In South Goa’s Salcete taluka, the construction of major bypasses in the city of Madgaon led to protests after hundreds of tonnes of earth were blasted off hills and dumped in the low-lying paddy fields of residential villages. Legislators had to intervene to calm tempers. While the government has made repeated promises to build elevated roads on that stretch instead, locals say that is not the solution. “Even elevated corridors earmarked on the route have not spared the villages any land either, since the land below is still being acquired and filled with mud for embankments at ground level,” said Congress member Avinash Tavares.
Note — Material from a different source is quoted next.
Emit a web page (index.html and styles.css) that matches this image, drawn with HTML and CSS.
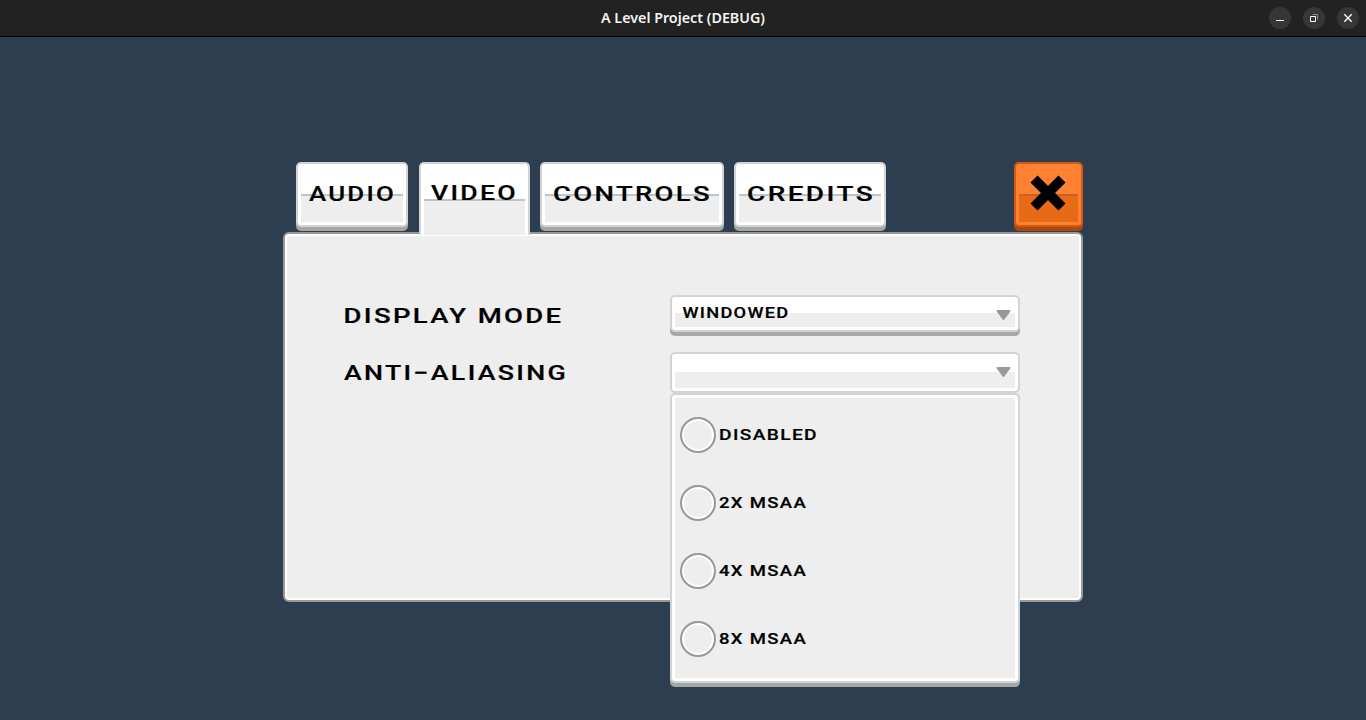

Sahitya Akademi award winning writer Damodar Mauzo asked: “Goa’s charm and uniqueness lies in its smallness. If such big infrastructure turns it into another big city like Mumbai, then what is left?”
Mabuli Kurgun, a taxi driver from Nerul near Panjim, is upset at the diktat his village was recently served with. “They are telling us they will clear our houses and shops near the roads,” said Kurgun. “Everywhere, we small people are facing a problem. That is why they [the BJP] lost the election [held in February in Goa]. But how they came to power, I don’t know.”